To whom does the Board legally owe its Duties?
The Firm itself.
CA 2006 — s. 170.
When does S. 175 disapply?
- The conflict is authorised by the Board.
- The prospect of a conflict is reasonably unlikely.
- The conflict concerns a transaction or arrangement with the Firm.
When does S. 177 disapply?
- The conflict is already known by the Board.
- The conflict concerns their service contract.
- The prospect of a conflict is reasonably unlikely.
- The Director is reasonably unaware of the conflict or the transaction or arrangement.
MA 14(1) prohibits Interested Directors from Voting on the relevant Transaction or being included in the Quorum. When does this disapply?
- The prospect of a conflict is reasonably unlikely.
- The conflict arises from a permitted cause, as defined in the Articles.
- The Board disapplies MA 14(1) by Ordinary Resolution each time it activates.
How may a Director undertake an action that would constitute a Breach of their Duties?
By making a full disclosure to the Shareholders and securing their approval through an Ordinary Resolution.
CA 2006 — s. 180(4).
This does not apply to unlawful acts.
Is an act undertaken in Breach of Directors’ Duties automatically void?
No, and Shareholders may choose to ratify it by Ordinary Resolution.
CA 2006 — s. 239(2).
This does not apply to unlawful acts.
What are the Remedies for a Breach of Directors’ Duties?
- For S. 174, damages.
- For all others:
- Damages;
- Injunction;
- Voiding of the transaction;
- Restoration of company property;
- Restitution and account of profits;
How many Directors must a Company have at least?
- If Private, one.
- If Public, two, one of which being natural.

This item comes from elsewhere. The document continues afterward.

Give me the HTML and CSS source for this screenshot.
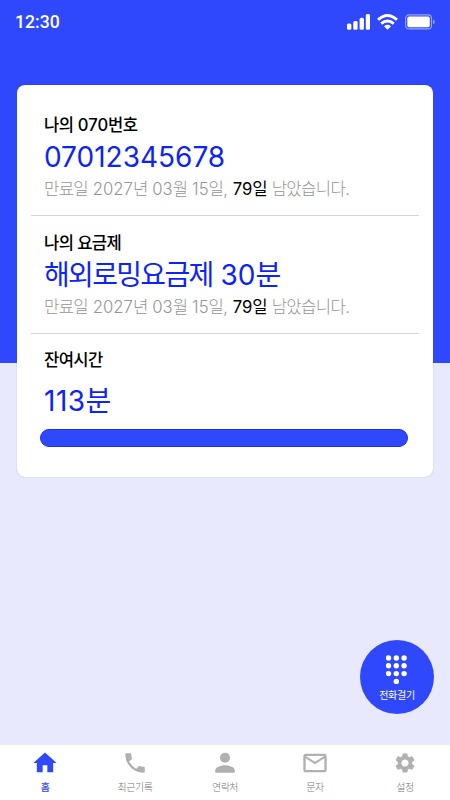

CA 2006 — ss. 154, 155(1).
What is a Du Jure Director?
A validly-appointed Director.
What is a De Facto Director?
One who assumes to act as a Director without valid appointment.
What is a Shadow Director?
A person whose directions or instructions the Board is accustomed to act in accordance with.
Companies Act 2006 — §251(1).
Secretary of State v Deverell [2001] Ch 340 at 354.
What is the Effect of becoming a Shadow Director?
The party assumes the duties and liabilities of an ordinary Director.